-- Begin MATERIAL PROVIDED --

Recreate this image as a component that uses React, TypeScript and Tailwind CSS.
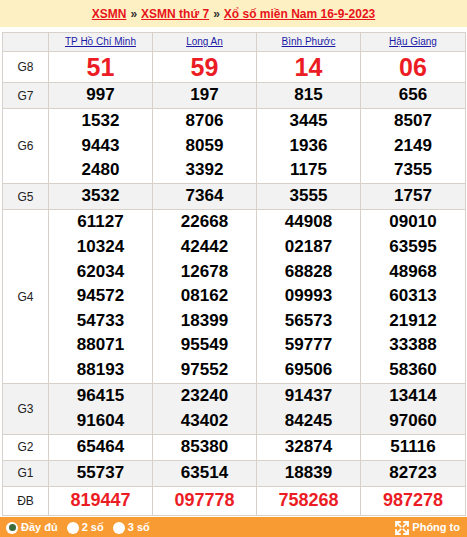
import React from 'react';

type Row = {
  label: string;
  values: string[][];
  shaded?: boolean;
  kind?: 'g8' | 'db';
  h: string;
};

const provinces = ['TP Hồ Chí Minh', 'Long An', 'Bình Phước', 'Hậu Giang'];

const rows: Row[] = [
  { label: 'G8', kind: 'g8', h: 'h-[31px]', values: [['51'], ['59'], ['14'], ['06']] },
  { label: 'G7', shaded: true, h: 'h-[26px]', values: [['997'], ['197'], ['815'], ['656']] },
  {
    label: 'G6',
    h: 'h-[75px]',
    values: [
      ['1532', '9443', '2480'],
      ['8706', '8059', '3392'],
      ['3445', '1936', '1175'],
      ['8507', '2149', '7355'],
    ],
  },
  { label: 'G5', shaded: true, h: 'h-[26px]', values: [['3532'], ['7364'], ['3555'], ['1757']] },
  {
    label: 'G4',
    h: 'h-[174px]',
    values: [
      ['61127', '10324', '62034', '94572', '54733', '88071', '88193'],
      ['22668', '42442', '12678', '08162', '18399', '95549', '97552'],
      ['44908', '02187', '68828', '09993', '56573', '59777', '69506'],
      ['09010', '63595', '48968', '60313', '21912', '33388', '58360'],
    ],
  },
  {
    label: 'G3',
    shaded: true,
    h: 'h-[51px]',
    values: [
      ['96415', '91604'],
      ['23240', '43402'],
      ['91437', '84245'],
      ['13414', '97060'],
    ],
  },
  { label: 'G2', h: 'h-[25px]', values: [['65464'], ['85380'], ['32874'], ['51116']] },
  { label: 'G1', shaded: true, h: 'h-[26px]', values: [['55737'], ['63514'], ['18839'], ['82723']] },
  { label: 'ĐB', kind: 'db', h: 'h-[29px]', values: [['819447'], ['097778'], ['758268'], ['987278']] },
];

const Radio = ({ checked }: { checked?: boolean }) => (
  <span className="inline-flex h-[12px] w-[12px] items-center justify-center rounded-full bg-white">
    {checked && <span className="h-[7px] w-[7px] rounded-full bg-[#3d6b3a]" />}
  </span>
);

// four arrows pointing out to the corners
const ExpandIcon = () => (
  <svg width="14" height="14" viewBox="0 0 16 16" fill="none" stroke="white" strokeLinecap="square">
    <path d="M3 3 L6.2 6.2 M13 3 L9.8 6.2 M3 13 L6.2 9.8 M13 13 L9.8 9.8" strokeWidth="2.2" />
    <path d="M1.2 1.2 h4.3 M1.2 1.2 v4.3" strokeWidth="2.2" />
    <path d="M14.8 1.2 h-4.3 M14.8 1.2 v4.3" strokeWidth="2.2" />
    <path d="M1.2 14.8 h4.3 M1.2 14.8 v-4.3" strokeWidth="2.2" />
    <path d="M14.8 14.8 h-4.3 M14.8 14.8 v-4.3" strokeWidth="2.2" />
  </svg>
);

export default function App() {
  return (
    <div className="h-[537px] w-[467px] bg-white font-['Liberation_Sans',Arial,sans-serif]">
      {/* Banner */}
      <div className="flex h-[27px] items-center justify-center bg-[#fdf1c4] pt-px text-[12px] font-bold">
        <a className="text-[#e8141b] underline">XSMN</a>
        <span className="mx-[4px] text-[#333]">»</span>
        <a className="text-[#e8141b] underline">XSMN thứ 7</a>
        <span className="mx-[4px] text-[#333]">»</span>
        <a className="text-[#e8141b] underline">Xổ số miền Nam 16-9-2023</a>
      </div>

      {/* Results table */}
      <table className="ml-[2px] mt-[5px] w-[464px] table-fixed border-collapse border border-[#d8d1ca]">
        <colgroup>
          <col className="w-[46px]" />
          <col className="w-[104px]" />
          <col className="w-[104px]" />
          <col className="w-[104px]" />
          <col />
        </colgroup>
        <thead>
          <tr className="h-[19px] bg-[#f2f2f2]">
            <th className="border border-[#d8d1ca]" />
            {provinces.map((p) => (
              <th key={p} className="border border-[#d8d1ca] p-0 text-center text-[10px] font-normal leading-[18px]">
                <a className="text-[#1a1aa6] underline">{p}</a>
              </th>
            ))}
          </tr>
        </thead>
        <tbody>
          {rows.map((r) => (
            <tr key={r.label} className={`${r.h} ${r.shaded ? 'bg-[#f2f2f2]' : 'bg-white'}`}>
              <td className="border border-[#d8d1ca] p-0 text-center text-[12px] text-[#222]">{r.label}</td>
              {r.values.map((col, i) => (
                <td key={i} className="border border-[#d8d1ca] p-0 text-center align-middle">
                  {col.map((v) =>
                    r.kind === 'g8' ? (
                      <div key={v} className="text-[25px] font-bold leading-[29px] text-[#ec1c24]">
                        {v}
                      </div>
                    ) : r.kind === 'db' ? (
                      <div key={v} className="text-[18px] font-bold leading-[27px] text-[#ec1c24]">
                        {v}
                      </div>
                    ) : (
                      <div key={v} className="text-[17px] font-bold leading-[24.6px] text-black">
                        {v}
                      </div>
                    )
                  )}
                </td>
              ))}
            </tr>
          ))}
        </tbody>
      </table>

      {/* Footer */}
      <div className="mt-px flex h-[22px] items-center justify-between bg-[#f89b32] px-[6px] text-[11px] font-bold text-white">
        <div className="flex items-center">
          <Radio checked />
          <span className="ml-[3px]">Đầy đủ</span>
          <span className="ml-[9px] flex">
            <Radio />
          </span>
          <span className="ml-[3px]">2 số</span>
          <span className="ml-[9px] flex">
            <Radio />
          </span>
          <span className="ml-[3px]">3 số</span>
        </div>
        <div className="flex items-center pr-px">
          <ExpandIcon />
          <span className="ml-[3px]">Phóng to</span>
        </div>
      </div>
    </div>
  );
}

-- End MATERIAL PROVIDED --

→ PROBLEM TO WORK ON: The material above must be printed exactly, with its pictures left out.

→ THE OUTPUT:
Recreate this image as a component that uses React, TypeScript and Tailwind CSS.
import React from 'react';

type Row = {
  label: string;
  values: string[][];
  shaded?: boolean;
  kind?: 'g8' | 'db';
  h: string;
};

const provinces = ['TP Hồ Chí Minh', 'Long An', 'Bình Phước', 'Hậu Giang'];

const rows: Row[] = [
  { label: 'G8', kind: 'g8', h: 'h-[31px]', values: [['51'], ['59'], ['14'], ['06']] },
  { label: 'G7', shaded: true, h: 'h-[26px]', values: [['997'], ['197'], ['815'], ['656']] },
  {
    label: 'G6',
    h: 'h-[75px]',
    values: [
      ['1532', '9443', '2480'],
      ['8706', '8059', '3392'],
      ['3445', '1936', '1175'],
      ['8507', '2149', '7355'],
    ],
  },
  { label: 'G5', shaded: true, h: 'h-[26px]', values: [['3532'], ['7364'], ['3555'], ['1757']] },
  {
    label: 'G4',
    h: 'h-[174px]',
    values: [
      ['61127', '10324', '62034', '94572', '54733', '88071', '88193'],
      ['22668', '42442', '12678', '08162', '18399', '95549', '97552'],
      ['44908', '02187', '68828', '09993', '56573', '59777', '69506'],
      ['09010', '63595', '48968', '60313', '21912', '33388', '58360'],
    ],
  },
  {
    label: 'G3',
    shaded: true,
    h: 'h-[51px]',
    values: [
      ['96415', '91604'],
      ['23240', '43402'],
      ['91437', '84245'],
      ['13414', '97060'],
    ],
  },
  { label: 'G2', h: 'h-[25px]', values: [['65464'], ['85380'], ['32874'], ['51116']] },
  { label: 'G1', shaded: true, h: 'h-[26px]', values: [['55737'], ['63514'], ['18839'], ['82723']] },
  { label: 'ĐB', kind: 'db', h: 'h-[29px]', values: [['819447'], ['097778'], ['758268'], ['987278']] },
];

const Radio = ({ checked }: { checked?: boolean }) => (
  <span className="inline-flex h-[12px] w-[12px] items-center justify-center rounded-full bg-white">
    {checked && <span className="h-[7px] w-[7px] rounded-full bg-[#3d6b3a]" />}
  </span>
);

// four arrows pointing out to the corners
const ExpandIcon = () => (
  <svg width="14" height="14" viewBox="0 0 16 16" fill="none" stroke="white" strokeLinecap="square">
    <path d="M3 3 L6.2 6.2 M13 3 L9.8 6.2 M3 13 L6.2 9.8 M13 13 L9.8 9.8" strokeWidth="2.2" />
    <path d="M1.2 1.2 h4.3 M1.2 1.2 v4.3" strokeWidth="2.2" />
    <path d="M14.8 1.2 h-4.3 M14.8 1.2 v4.3" strokeWidth="2.2" />
    <path d="M1.2 14.8 h4.3 M1.2 14.8 v-4.3" strokeWidth="2.2" />
    <path d="M14.8 14.8 h-4.3 M14.8 14.8 v-4.3" strokeWidth="2.2" />
  </svg>
);

export default function App() {
  return (
    <div className="h-[537px] w-[467px] bg-white font-['Liberation_Sans',Arial,sans-serif]">
      {/* Banner */}
      <div className="flex h-[27px] items-center justify-center bg-[#fdf1c4] pt-px text-[12px] font-bold">
        <a className="text-[#e8141b] underline">XSMN</a>
        <span className="mx-[4px] text-[#333]">»</span>
        <a className="text-[#e8141b] underline">XSMN thứ 7</a>
        <span className="mx-[4px] text-[#333]">»</span>
        <a className="text-[#e8141b] underline">Xổ số miền Nam 16-9-2023</a>
      </div>

      {/* Results table */}
      <table className="ml-[2px] mt-[5px] w-[464px] table-fixed border-collapse border border-[#d8d1ca]">
        <colgroup>
          <col className="w-[46px]" />
          <col className="w-[104px]" />
          <col className="w-[104px]" />
          <col className="w-[104px]" />
          <col />
        </colgroup>
        <thead>
          <tr className="h-[19px] bg-[#f2f2f2]">
            <th className="border border-[#d8d1ca]" />
            {provinces.map((p) => (
              <th key={p} className="border border-[#d8d1ca] p-0 text-center text-[10px] font-normal leading-[18px]">
                <a className="text-[#1a1aa6] underline">{p}</a>
              </th>
            ))}
          </tr>
        </thead>
        <tbody>
          {rows.map((r) => (
            <tr key={r.label} className={`${r.h} ${r.shaded ? 'bg-[#f2f2f2]' : 'bg-white'}`}>
              <td className="border border-[#d8d1ca] p-0 text-center text-[12px] text-[#222]">{r.label}</td>
              {r.values.map((col, i) => (
                <td key={i} className="border border-[#d8d1ca] p-0 text-center align-middle">
                  {col.map((v) =>
                    r.kind === 'g8' ? (
                      <div key={v} className="text-[25px] font-bold leading-[29px] text-[#ec1c24]">
                        {v}
                      </div>
                    ) : r.kind === 'db' ? (
                      <div key={v} className="text-[18px] font-bold leading-[27px] text-[#ec1c24]">
                        {v}
                      </div>
                    ) : (
                      <div key={v} className="text-[17px] font-bold leading-[24.6px] text-black">
                        {v}
                      </div>
                    )
                  )}
                </td>
              ))}
            </tr>
          ))}
        </tbody>
      </table>

      {/* Footer */}
      <div className="mt-px flex h-[22px] items-center justify-between bg-[#f89b32] px-[6px] text-[11px] font-bold text-white">
        <div className="flex items-center">
          <Radio checked />
          <span className="ml-[3px]">Đầy đủ</span>
          <span className="ml-[9px] flex">
            <Radio />
          </span>
          <span className="ml-[3px]">2 số</span>
          <span className="ml-[9px] flex">
            <Radio />
          </span>
          <span className="ml-[3px]">3 số</span>
        </div>
        <div className="flex items-center pr-px">
          <ExpandIcon />
          <span className="ml-[3px]">Phóng to</span>
        </div>
      </div>
    </div>
  );
}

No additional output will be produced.